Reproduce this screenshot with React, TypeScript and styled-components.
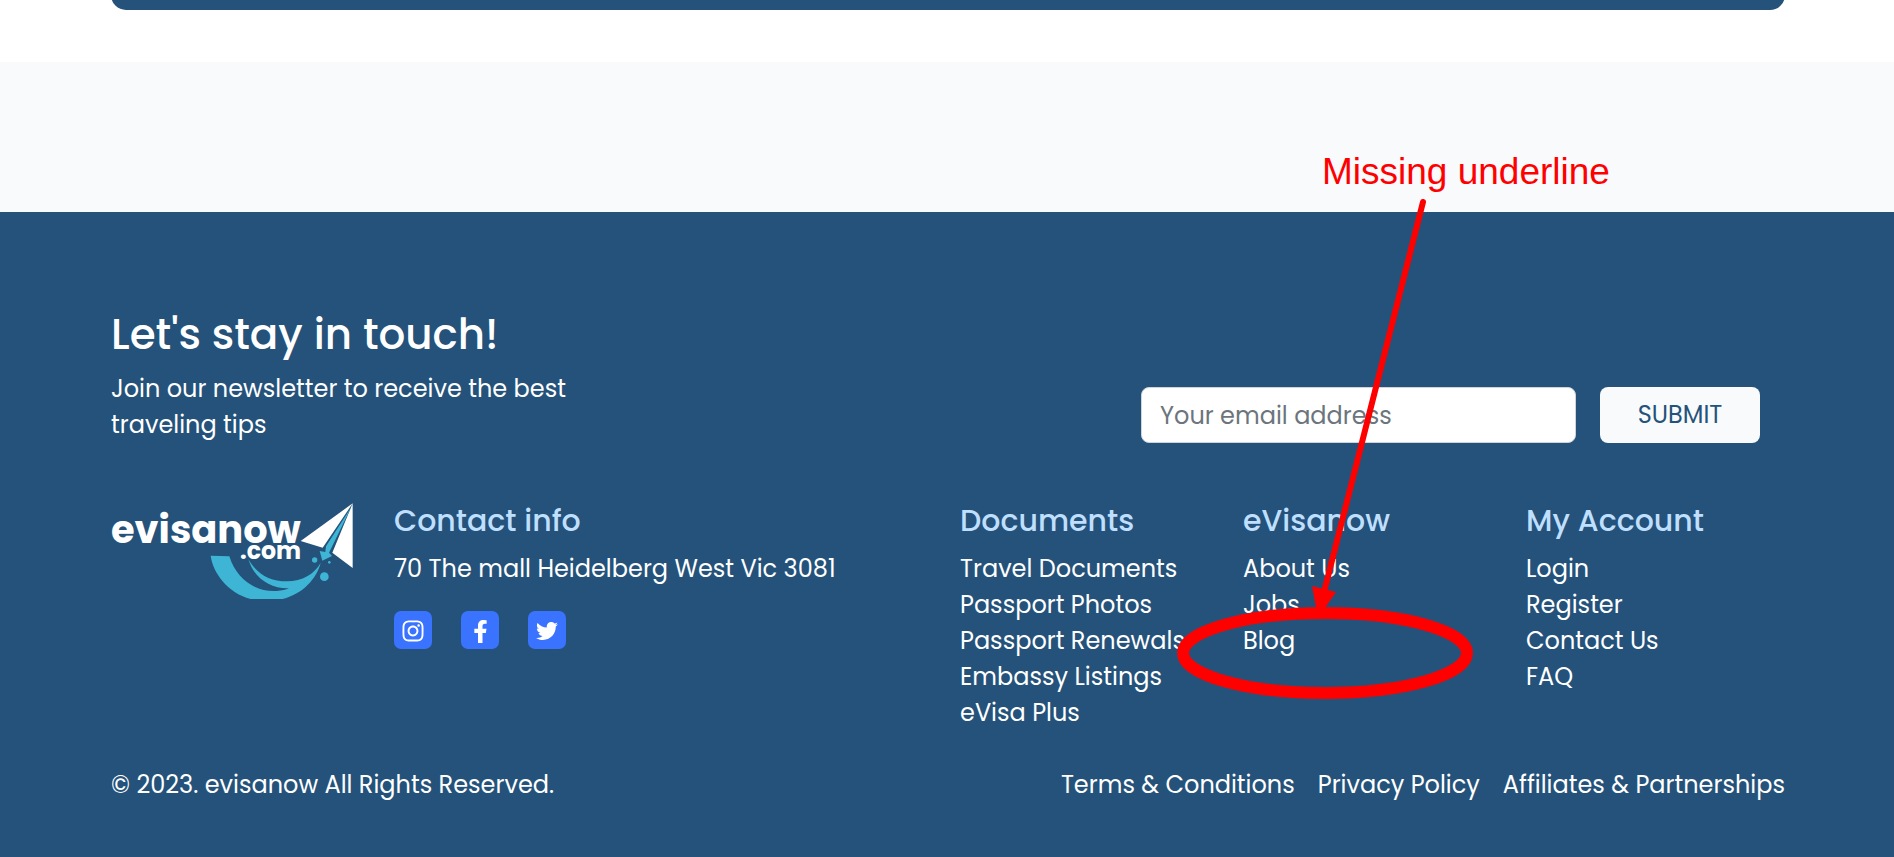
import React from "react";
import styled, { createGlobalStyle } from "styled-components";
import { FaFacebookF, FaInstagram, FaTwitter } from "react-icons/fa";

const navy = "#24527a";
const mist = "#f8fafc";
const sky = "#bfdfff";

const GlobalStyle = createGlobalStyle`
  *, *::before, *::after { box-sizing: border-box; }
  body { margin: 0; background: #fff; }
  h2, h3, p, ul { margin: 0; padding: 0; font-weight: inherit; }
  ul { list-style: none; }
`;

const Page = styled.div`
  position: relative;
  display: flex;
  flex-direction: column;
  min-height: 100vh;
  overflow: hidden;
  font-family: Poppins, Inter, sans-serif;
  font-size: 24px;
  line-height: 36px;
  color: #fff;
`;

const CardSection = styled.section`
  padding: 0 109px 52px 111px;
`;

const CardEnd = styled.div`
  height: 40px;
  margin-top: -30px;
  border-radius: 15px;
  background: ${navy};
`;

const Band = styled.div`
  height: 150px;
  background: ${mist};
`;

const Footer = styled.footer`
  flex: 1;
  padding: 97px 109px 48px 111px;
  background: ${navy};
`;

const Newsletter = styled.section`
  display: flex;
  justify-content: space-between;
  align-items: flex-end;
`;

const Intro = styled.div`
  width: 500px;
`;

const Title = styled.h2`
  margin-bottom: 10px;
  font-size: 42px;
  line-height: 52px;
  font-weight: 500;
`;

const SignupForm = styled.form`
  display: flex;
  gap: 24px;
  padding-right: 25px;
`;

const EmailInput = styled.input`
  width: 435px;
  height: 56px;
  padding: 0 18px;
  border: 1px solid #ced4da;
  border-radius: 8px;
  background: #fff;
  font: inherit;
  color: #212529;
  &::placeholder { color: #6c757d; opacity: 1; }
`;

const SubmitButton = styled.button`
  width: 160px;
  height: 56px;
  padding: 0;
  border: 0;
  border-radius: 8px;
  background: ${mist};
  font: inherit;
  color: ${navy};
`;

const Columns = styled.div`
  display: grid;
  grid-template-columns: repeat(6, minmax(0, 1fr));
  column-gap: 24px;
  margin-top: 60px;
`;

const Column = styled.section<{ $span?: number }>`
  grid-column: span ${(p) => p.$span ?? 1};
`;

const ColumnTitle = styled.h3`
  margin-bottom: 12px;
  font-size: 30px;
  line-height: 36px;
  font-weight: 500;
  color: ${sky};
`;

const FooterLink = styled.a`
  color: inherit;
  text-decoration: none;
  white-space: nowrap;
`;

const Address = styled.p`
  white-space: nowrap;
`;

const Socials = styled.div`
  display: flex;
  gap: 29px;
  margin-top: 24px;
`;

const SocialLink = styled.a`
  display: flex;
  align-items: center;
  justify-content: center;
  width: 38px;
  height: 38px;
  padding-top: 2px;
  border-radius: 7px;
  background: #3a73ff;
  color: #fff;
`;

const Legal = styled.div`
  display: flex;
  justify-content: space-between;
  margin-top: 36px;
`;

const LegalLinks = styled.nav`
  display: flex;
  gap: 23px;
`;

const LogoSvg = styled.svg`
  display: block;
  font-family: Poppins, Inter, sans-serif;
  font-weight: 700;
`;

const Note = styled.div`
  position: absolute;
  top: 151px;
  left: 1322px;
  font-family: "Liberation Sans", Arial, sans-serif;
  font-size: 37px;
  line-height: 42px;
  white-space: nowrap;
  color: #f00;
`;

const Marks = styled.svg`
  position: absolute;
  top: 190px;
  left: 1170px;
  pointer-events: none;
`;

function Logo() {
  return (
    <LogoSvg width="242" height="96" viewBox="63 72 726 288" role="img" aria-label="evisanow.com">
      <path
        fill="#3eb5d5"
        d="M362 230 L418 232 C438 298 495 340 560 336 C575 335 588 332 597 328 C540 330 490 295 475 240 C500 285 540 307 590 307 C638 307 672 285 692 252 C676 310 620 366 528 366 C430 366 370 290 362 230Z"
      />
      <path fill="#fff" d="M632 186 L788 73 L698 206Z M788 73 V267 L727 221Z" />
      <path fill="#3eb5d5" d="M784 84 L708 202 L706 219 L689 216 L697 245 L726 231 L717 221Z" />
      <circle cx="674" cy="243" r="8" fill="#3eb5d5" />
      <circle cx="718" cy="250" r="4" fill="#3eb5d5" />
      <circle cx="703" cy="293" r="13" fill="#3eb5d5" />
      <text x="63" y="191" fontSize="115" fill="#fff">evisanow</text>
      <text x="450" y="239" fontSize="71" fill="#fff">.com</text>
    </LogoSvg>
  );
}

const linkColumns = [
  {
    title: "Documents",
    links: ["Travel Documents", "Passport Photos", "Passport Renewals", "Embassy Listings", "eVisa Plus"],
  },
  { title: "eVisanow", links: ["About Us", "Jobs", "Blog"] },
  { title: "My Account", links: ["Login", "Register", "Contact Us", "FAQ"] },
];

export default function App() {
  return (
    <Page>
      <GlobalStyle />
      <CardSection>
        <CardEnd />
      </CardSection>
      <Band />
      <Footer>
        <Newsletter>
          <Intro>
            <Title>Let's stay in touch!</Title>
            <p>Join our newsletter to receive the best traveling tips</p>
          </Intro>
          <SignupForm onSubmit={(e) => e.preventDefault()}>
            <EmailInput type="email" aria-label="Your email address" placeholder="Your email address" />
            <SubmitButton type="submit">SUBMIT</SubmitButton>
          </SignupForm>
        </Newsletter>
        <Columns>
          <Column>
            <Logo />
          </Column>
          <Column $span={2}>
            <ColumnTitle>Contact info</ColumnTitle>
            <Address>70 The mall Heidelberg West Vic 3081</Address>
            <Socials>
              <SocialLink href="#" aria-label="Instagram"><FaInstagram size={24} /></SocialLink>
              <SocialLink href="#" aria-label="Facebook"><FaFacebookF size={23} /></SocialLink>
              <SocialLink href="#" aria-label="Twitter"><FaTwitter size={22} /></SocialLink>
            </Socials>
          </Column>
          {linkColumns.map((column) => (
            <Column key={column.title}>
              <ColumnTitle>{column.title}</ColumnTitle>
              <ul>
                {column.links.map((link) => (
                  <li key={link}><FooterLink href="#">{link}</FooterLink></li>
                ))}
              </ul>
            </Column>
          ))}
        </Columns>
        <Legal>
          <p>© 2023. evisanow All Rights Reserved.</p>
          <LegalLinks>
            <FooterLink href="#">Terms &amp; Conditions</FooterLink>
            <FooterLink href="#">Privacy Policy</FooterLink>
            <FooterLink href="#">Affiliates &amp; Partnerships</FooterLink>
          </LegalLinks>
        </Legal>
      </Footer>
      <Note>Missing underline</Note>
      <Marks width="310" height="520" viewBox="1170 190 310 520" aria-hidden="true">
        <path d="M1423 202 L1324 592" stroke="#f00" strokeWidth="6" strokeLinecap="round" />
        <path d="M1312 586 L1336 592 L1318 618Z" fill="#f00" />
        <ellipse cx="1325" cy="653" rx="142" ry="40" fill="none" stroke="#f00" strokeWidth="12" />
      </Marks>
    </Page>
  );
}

-=-=-

- Problem statement: Each line of the material must be retyped exactly, except that images are omitted.

- In response:
Reproduce this screenshot with React, TypeScript and styled-components.
import React from "react";
import styled, { createGlobalStyle } from "styled-components";
import { FaFacebookF, FaInstagram, FaTwitter } from "react-icons/fa";

const navy = "#24527a";
const mist = "#f8fafc";
const sky = "#bfdfff";

const GlobalStyle = createGlobalStyle`
  *, *::before, *::after { box-sizing: border-box; }
  body { margin: 0; background: #fff; }
  h2, h3, p, ul { margin: 0; padding: 0; font-weight: inherit; }
  ul { list-style: none; }
`;

const Page = styled.div`
  position: relative;
  display: flex;
  flex-direction: column;
  min-height: 100vh;
  overflow: hidden;
  font-family: Poppins, Inter, sans-serif;
  font-size: 24px;
  line-height: 36px;
  color: #fff;
`;

const CardSection = styled.section`
  padding: 0 109px 52px 111px;
`;

const CardEnd = styled.div`
  height: 40px;
  margin-top: -30px;
  border-radius: 15px;
  background: ${navy};
`;

const Band = styled.div`
  height: 150px;
  background: ${mist};
`;

const Footer = styled.footer`
  flex: 1;
  padding: 97px 109px 48px 111px;
  background: ${navy};
`;

const Newsletter = styled.section`
  display: flex;
  justify-content: space-between;
  align-items: flex-end;
`;

const Intro = styled.div`
  width: 500px;
`;

const Title = styled.h2`
  margin-bottom: 10px;
  font-size: 42px;
  line-height: 52px;
  font-weight: 500;
`;

const SignupForm = styled.form`
  display: flex;
  gap: 24px;
  padding-right: 25px;
`;

const EmailInput = styled.input`
  width: 435px;
  height: 56px;
  padding: 0 18px;
  border: 1px solid #ced4da;
  border-radius: 8px;
  background: #fff;
  font: inherit;
  color: #212529;
  &::placeholder { color: #6c757d; opacity: 1; }
`;

const SubmitButton = styled.button`
  width: 160px;
  height: 56px;
  padding: 0;
  border: 0;
  border-radius: 8px;
  background: ${mist};
  font: inherit;
  color: ${navy};
`;

const Columns = styled.div`
  display: grid;
  grid-template-columns: repeat(6, minmax(0, 1fr));
  column-gap: 24px;
  margin-top: 60px;
`;

const Column = styled.section<{ $span?: number }>`
  grid-column: span ${(p) => p.$span ?? 1};
`;

const ColumnTitle = styled.h3`
  margin-bottom: 12px;
  font-size: 30px;
  line-height: 36px;
  font-weight: 500;
  color: ${sky};
`;

const FooterLink = styled.a`
  color: inherit;
  text-decoration: none;
  white-space: nowrap;
`;

const Address = styled.p`
  white-space: nowrap;
`;

const Socials = styled.div`
  display: flex;
  gap: 29px;
  margin-top: 24px;
`;

const SocialLink = styled.a`
  display: flex;
  align-items: center;
  justify-content: center;
  width: 38px;
  height: 38px;
  padding-top: 2px;
  border-radius: 7px;
  background: #3a73ff;
  color: #fff;
`;

const Legal = styled.div`
  display: flex;
  justify-content: space-between;
  margin-top: 36px;
`;

const LegalLinks = styled.nav`
  display: flex;
  gap: 23px;
`;

const LogoSvg = styled.svg`
  display: block;
  font-family: Poppins, Inter, sans-serif;
  font-weight: 700;
`;

const Note = styled.div`
  position: absolute;
  top: 151px;
  left: 1322px;
  font-family: "Liberation Sans", Arial, sans-serif;
  font-size: 37px;
  line-height: 42px;
  white-space: nowrap;
  color: #f00;
`;

const Marks = styled.svg`
  position: absolute;
  top: 190px;
  left: 1170px;
  pointer-events: none;
`;

function Logo() {
  return (
    <LogoSvg width="242" height="96" viewBox="63 72 726 288" role="img" aria-label="evisanow.com">
      <path
        fill="#3eb5d5"
        d="M362 230 L418 232 C438 298 495 340 560 336 C575 335 588 332 597 328 C540 330 490 295 475 240 C500 285 540 307 590 307 C638 307 672 285 692 252 C676 310 620 366 528 366 C430 366 370 290 362 230Z"
      />
      <path fill="#fff" d="M632 186 L788 73 L698 206Z M788 73 V267 L727 221Z" />
      <path fill="#3eb5d5" d="M784 84 L708 202 L706 219 L689 216 L697 245 L726 231 L717 221Z" />
      <circle cx="674" cy="243" r="8" fill="#3eb5d5" />
      <circle cx="718" cy="250" r="4" fill="#3eb5d5" />
      <circle cx="703" cy="293" r="13" fill="#3eb5d5" />
      <text x="63" y="191" fontSize="115" fill="#fff">evisanow</text>
      <text x="450" y="239" fontSize="71" fill="#fff">.com</text>
    </LogoSvg>
  );
}

const linkColumns = [
  {
    title: "Documents",
    links: ["Travel Documents", "Passport Photos", "Passport Renewals", "Embassy Listings", "eVisa Plus"],
  },
  { title: "eVisanow", links: ["About Us", "Jobs", "Blog"] },
  { title: "My Account", links: ["Login", "Register", "Contact Us", "FAQ"] },
];

export default function App() {
  return (
    <Page>
      <GlobalStyle />
      <CardSection>
        <CardEnd />
      </CardSection>
      <Band />
      <Footer>
        <Newsletter>
          <Intro>
            <Title>Let's stay in touch!</Title>
            <p>Join our newsletter to receive the best traveling tips</p>
          </Intro>
          <SignupForm onSubmit={(e) => e.preventDefault()}>
            <EmailInput type="email" aria-label="Your email address" placeholder="Your email address" />
            <SubmitButton type="submit">SUBMIT</SubmitButton>
          </SignupForm>
        </Newsletter>
        <Columns>
          <Column>
            <Logo />
          </Column>
          <Column $span={2}>
            <ColumnTitle>Contact info</ColumnTitle>
            <Address>70 The mall Heidelberg West Vic 3081</Address>
            <Socials>
              <SocialLink href="#" aria-label="Instagram"><FaInstagram size={24} /></SocialLink>
              <SocialLink href="#" aria-label="Facebook"><FaFacebookF size={23} /></SocialLink>
              <SocialLink href="#" aria-label="Twitter"><FaTwitter size={22} /></SocialLink>
            </Socials>
          </Column>
          {linkColumns.map((column) => (
            <Column key={column.title}>
              <ColumnTitle>{column.title}</ColumnTitle>
              <ul>
                {column.links.map((link) => (
                  <li key={link}><FooterLink href="#">{link}</FooterLink></li>
                ))}
              </ul>
            </Column>
          ))}
        </Columns>
        <Legal>
          <p>© 2023. evisanow All Rights Reserved.</p>
          <LegalLinks>
            <FooterLink href="#">Terms &amp; Conditions</FooterLink>
            <FooterLink href="#">Privacy Policy</FooterLink>
            <FooterLink href="#">Affiliates &amp; Partnerships</FooterLink>
          </LegalLinks>
        </Legal>
      </Footer>
      <Note>Missing underline</Note>
      <Marks width="310" height="520" viewBox="1170 190 310 520" aria-hidden="true">
        <path d="M1423 202 L1324 592" stroke="#f00" strokeWidth="6" strokeLinecap="round" />
        <path d="M1312 586 L1336 592 L1318 618Z" fill="#f00" />
        <ellipse cx="1325" cy="653" rx="142" ry="40" fill="none" stroke="#f00" strokeWidth="12" />
      </Marks>
    </Page>
  );
}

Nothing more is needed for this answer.